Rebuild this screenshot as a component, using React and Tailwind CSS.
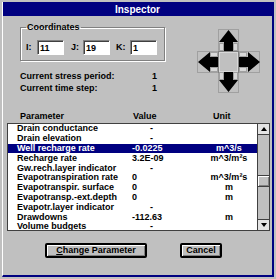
import React from "react";

const ROWS = [
  ["Drain conductance", "-", ""],
  ["Drain elevation", "-", ""],
  ["Well recharge rate", "-0.0225", "m^3/s"],
  ["Recharge rate", "3.2E-09", "m^3/m²s"],
  ["Gw.rech.layer indicator", "-", ""],
  ["Evapotranspiration rate", "0", "m^3/m²s"],
  ["Evapotranspir. surface", "0", "m"],
  ["Evapotransp.-ext.depth", "0", "m"],
  ["Evapotr.layer indicator", "-", ""],
  ["Drawdowns", "-112.63", "m"],
  ["Volume budgets", "-", ""],
];

function ArrowPad() {
  const cell = "#c0c0c0";
  const edge = "#a0a0a0";
  return (
    <svg width="64" height="64" viewBox="0 0 64 64" className="block">
      {/* cells */}
      <rect x="21.5" y="0.5" width="20" height="22" fill={cell} stroke={edge} />
      <rect x="0.5" y="22.5" width="21" height="21" fill={cell} stroke={edge} />
      <rect x="41.5" y="22.5" width="21" height="21" fill={cell} stroke={edge} />
      <rect x="21.5" y="43.5" width="20" height="20" fill={cell} stroke={edge} />
      <rect x="21.5" y="22.5" width="20" height="21" fill={cell} stroke="#808080" />
      <rect x="22.5" y="23.5" width="18" height="19" fill="none" stroke="#d8d8d8" />
      {/* small bevel blocks */}
      <rect x="22.5" y="14.5" width="4" height="7" fill="#d8d8d8" stroke={edge} />
      <rect x="36.5" y="14.5" width="4" height="7" fill="#d8d8d8" stroke={edge} />
      <rect x="22.5" y="43.5" width="4" height="7" fill="#d8d8d8" stroke={edge} />
      <rect x="36.5" y="43.5" width="4" height="7" fill="#d8d8d8" stroke={edge} />
      <rect x="13.5" y="23.5" width="7" height="4" fill="#d8d8d8" stroke={edge} />
      <rect x="13.5" y="38.5" width="7" height="4" fill="#d8d8d8" stroke={edge} />
      <rect x="42.5" y="23.5" width="7" height="4" fill="#d8d8d8" stroke={edge} />
      <rect x="42.5" y="38.5" width="7" height="4" fill="#d8d8d8" stroke={edge} />
      {/* arrows */}
      <path d="M31.5 1 L41 13 L36 13 L36 22 L27 22 L27 13 L22 13 Z" fill="#000" />
      <path d="M31.5 63 L41 51 L36 51 L36 43 L27 43 L27 51 L22 51 Z" fill="#000" />
      <path d="M1 33 L13 23 L13 28 L21 28 L21 38 L13 38 L13 43 Z" fill="#000" />
      <path d="M63 33 L51 23 L51 28 L42 28 L42 38 L51 38 L51 43 Z" fill="#000" />
    </svg>
  );
}

function Field({ value }) {
  return (
    <input
      readOnly
      value={value}
      className="h-[15px] w-[27px] border border-[#808080] border-b-white border-r-white bg-white pl-[2px] text-[9px] font-bold text-black shadow-[inset_1px_1px_0_#404040] outline-none"
    />
  );
}

function ScrollButton({ down }) {
  return (
    <div className="flex h-[11px] items-center justify-center border-b border-t border-[#404040] bg-[#e4e4e4] first:border-t-0 last:border-b-0">
      <svg width="6" height="4" viewBox="0 0 6 4">
        <path d={down ? "M0 0 L6 0 L3 4 Z" : "M3 0 L6 4 L0 4 Z"} fill="#000" />
      </svg>
    </div>
  );
}

export default function App() {
  return (
    <div className="h-[279px] w-[276px] bg-[#c0c0c0] p-[2px] font-['Liberation_Sans',Arial,sans-serif] text-[9px] font-bold text-black">
      <div className="flex h-full flex-col border-b-2 border-l border-r-2 border-b-[#000080] border-l-white border-r-[#000080]">
        <div className="flex h-[14px] items-center justify-center bg-[#000080] text-[10px] text-white">
          Inspector
        </div>

        <div className="flex">
          <div className="ml-[17px] w-[145px]">
            <fieldset className="mt-[6px] border border-[#808080] px-[5px] pb-[5px] pt-[8px] shadow-[1px_1px_0_#fff,inset_1px_1px_0_#fff]">
              <legend className="ml-[0px] px-[1px] leading-[10px]">Coordinates</legend>
              <div className="flex items-center">
                <span className="w-[11px]">I:</span>
                <Field value="11" />
                <span className="ml-[7px] w-[12px]">J:</span>
                <Field value="19" />
                <span className="ml-[6px] w-[14px]">K:</span>
                <Field value="1" />
              </div>
            </fieldset>
            <div className="mt-[10px] flex h-[12px] items-center">
              <span className="w-[132px]">Current stress period:</span>
              <span>1</span>
            </div>
            <div className="flex h-[12px] items-center">
              <span className="w-[132px]">Current time step:</span>
              <span>1</span>
            </div>
          </div>
          <div className="ml-[32px] mt-[13px]">
            <ArrowPad />
          </div>
        </div>

        <div className="ml-[17px] mt-[16px] flex h-[12px] items-center">
          <span className="w-[113px]">Parameter</span>
          <span className="w-[80px]">Value</span>
          <span>Unit</span>
        </div>

        <div className="ml-[4px] flex h-[108px] w-[263px] border border-[#404040] bg-white">
          <div className="flex-1 overflow-hidden">
            {ROWS.map(([name, value, unit], i) => {
              const sel = i === 2;
              return (
                <div
                  key={name}
                  className={`flex h-[9.8px] items-center leading-none ${sel ? "bg-[#000080] text-white" : ""}`}
                >
                  <span className="w-[124px] whitespace-nowrap pl-[9px]">{name}</span>
                  <span className={`w-[76px] ${value === "-" ? "pl-[18px]" : ""}`}>{value}</span>
                  <span className="w-[42px] text-center whitespace-nowrap">{unit}</span>
                </div>
              );
            })}
          </div>
          <div className="flex w-[12px] flex-col border-l border-[#404040] bg-[#c0c0c0]">
            <ScrollButton />
            <div className="mt-[40px] h-[12px] border-y border-[#404040] bg-[#c0c0c0] shadow-[inset_1px_1px_0_#fff,inset_-1px_-1px_0_#808080]" />
            <div className="flex-1" />
            <ScrollButton down />
          </div>
        </div>

        <div className="mt-[12px] flex">
          <button className="ml-[42px] flex h-[15px] w-[102px] items-center justify-center rounded-[2px] border-2 border-black bg-[#c0c0c0] shadow-[inset_1px_1px_0_#fff,inset_-1px_-1px_0_#808080]">
            <span>
              <span className="underline">C</span>hange Parameter
            </span>
          </button>
          <button className="ml-[33px] flex h-[15px] w-[42px] items-center justify-center rounded-[2px] border-2 border-black bg-[#c0c0c0] shadow-[inset_1px_1px_0_#fff,inset_-1px_-1px_0_#808080]">
            Cancel
          </button>
        </div>
      </div>
    </div>
  );
}
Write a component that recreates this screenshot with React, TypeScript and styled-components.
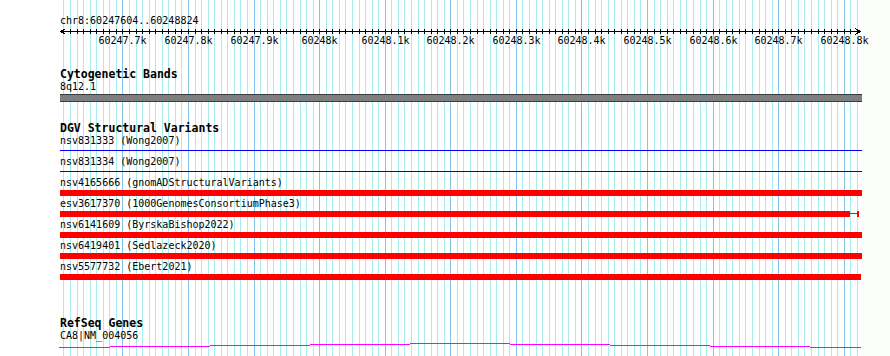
━━━━━━━━
▶ _Set task_
Look at the listing and set down only the lines from its start through the line with "import React from", word for word and without pictures.

▶ _Full solution_
Rebuild this screenshot as a component, using React and Tailwind CSS.
import React from "react";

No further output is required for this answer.